Nie obserwujemy u pacjenta żadnych szczególnie niepokojących objawów, zwłaszcza objawów ostrej niewydolności oddechowej, charakterystycznej dla nowego koronawirusa – poinformował PAP w środę rzecznik prasowy Wielospecjalistycznego Szpitala Miejskiego im. Józefa Strusia w Poznaniu.
We wtorek do szpitala trafił 26-letni pacjent, u którego podejrzewano zakażenie koronawirusem. 26-letni mężczyzna z objawami grypy został przyjęty do Oddziału Zakaźnego Wielospecjalistycznego Szpitala Miejskiego im. Józefa Strusia w Poznaniu. Pacjent 29 stycznia powrócił do Polski z Dubaju, gdzie miał kontakt z osobami narodowości chińskiej.
Rzecznik szpitala Stanisław Rusek poinformował PAP w środę, że pacjent nadal hospitalizowany jest w szpitalnej izolatce i poddawany stałej obserwacji. Jak mówił, „jego stan ogólny jest względnie dobry”. – Nie obserwujemy u pacjenta żadnych szczególnie niepokojących objawów, zwłaszcza objawów ostrej niewydolności oddechowej, charakterystycznej dla koronawirusa – podkreślił Rusek.
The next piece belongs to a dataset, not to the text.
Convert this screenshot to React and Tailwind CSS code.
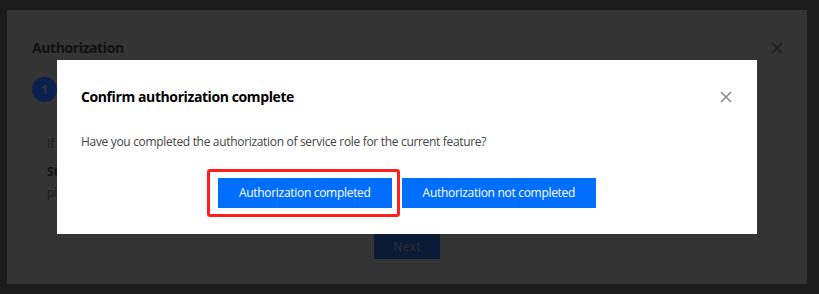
import React from 'react';

const CloseIcon = ({ className }) => (
  <svg viewBox="0 0 12 12" className={className} fill="none" stroke="currentColor" strokeWidth="1.6">
    <path d="M1 1l10 10M11 1L1 11" />
  </svg>
);

const App = () => {
  return (
    <div className="w-[819px] h-[294px] bg-[#1b1b1b] pt-[10px] pl-[7px] font-['Open_Sans',sans-serif]">
      {/* Dimmed background dialog */}
      <div className="relative w-[800px] h-[274px] bg-[#343434] px-[25px] pt-[28px]">
        <div className="flex items-center justify-between">
          <h2 className="text-[14px] font-bold text-[#111111] leading-[20px] tracking-[-0.4px]">Authorization</h2>
          <CloseIcon className="w-[12px] h-[12px] mr-[-1px] text-[#1c1c1c]" />
        </div>
        <div className="mt-[19px] w-[25px] h-[25px] rounded-full bg-[#0a2150] flex items-center justify-center text-[#343434] text-[13px] font-bold">
          1
        </div>
        <div className="pl-[15px] mt-[33px] text-[12px] text-[#1e1e1e] leading-[18px]">
          <p>If</p>
          <p className="mt-[10px] font-bold text-[#111111]">St</p>
          <p className="mt-[3px]">pl</p>
        </div>
        <div className="absolute left-0 right-0 bottom-[25px] flex justify-center">
          <button className="w-[66px] h-[25px] bg-[#0b1a35] text-[#262b35] text-[12px] font-semibold">Next</button>
        </div>

        {/* Confirm modal */}
        <div className="absolute left-[50px] top-[50px] w-[700px] h-[174px] bg-white px-[24px] pt-[26px]">
          <div className="flex items-center justify-between">
            <h3 className="text-[14px] font-bold text-black leading-[22px] tracking-[-0.4px]">Confirm authorization complete</h3>
            <CloseIcon className="w-[12px] h-[12px] mr-[1px] text-[#888888]" />
          </div>
          <p className="mt-[24px] text-[12px] text-[#444444] leading-[20px] tracking-[-0.32px]">
            Have you completed the authorization of service role for the current feature?
          </p>
          <div className="mt-[26px] flex justify-center gap-[10px] tracking-[-0.3px]">
            <div className="relative">
              <button className="h-[30px] px-[21px] bg-[#006eff] text-white text-[12px]">Authorization completed</button>
              <div className="absolute left-[-11px] right-[-8px] top-[-9px] bottom-[-9px] border-[3px] border-[#ff1f1f] rounded-[3px]" />
            </div>
            <button className="h-[30px] px-[21px] bg-[#006eff] text-white text-[12px]">Authorization not completed</button>
          </div>
        </div>
      </div>
    </div>
  );
};

export default App;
– Na podstawie badania przedmiotowego tego pacjenta, wywiadu epidemiologicznego i podstawowych testów biologicznych – wszystkie te okoliczności w połączeniu z tym, że pacjent nie ma objawów ostrej niewydolności oddechowej – ukazują i uprawniają do przyjęcia wstępnej hipotezy, że nie mamy do czynienia z koronawirusem – dodał.
Rusek pytany, czy u pacjenta konieczne jest przeprowadzenie dodatkowych badań w kierunku zarażenia koronawirusem wskazał, że „lekarze w oparciu o aktualną wiedzę medyczną i stan zdrowia tego pacjenta nie uznają tego obecnie za rzecz wskazaną”.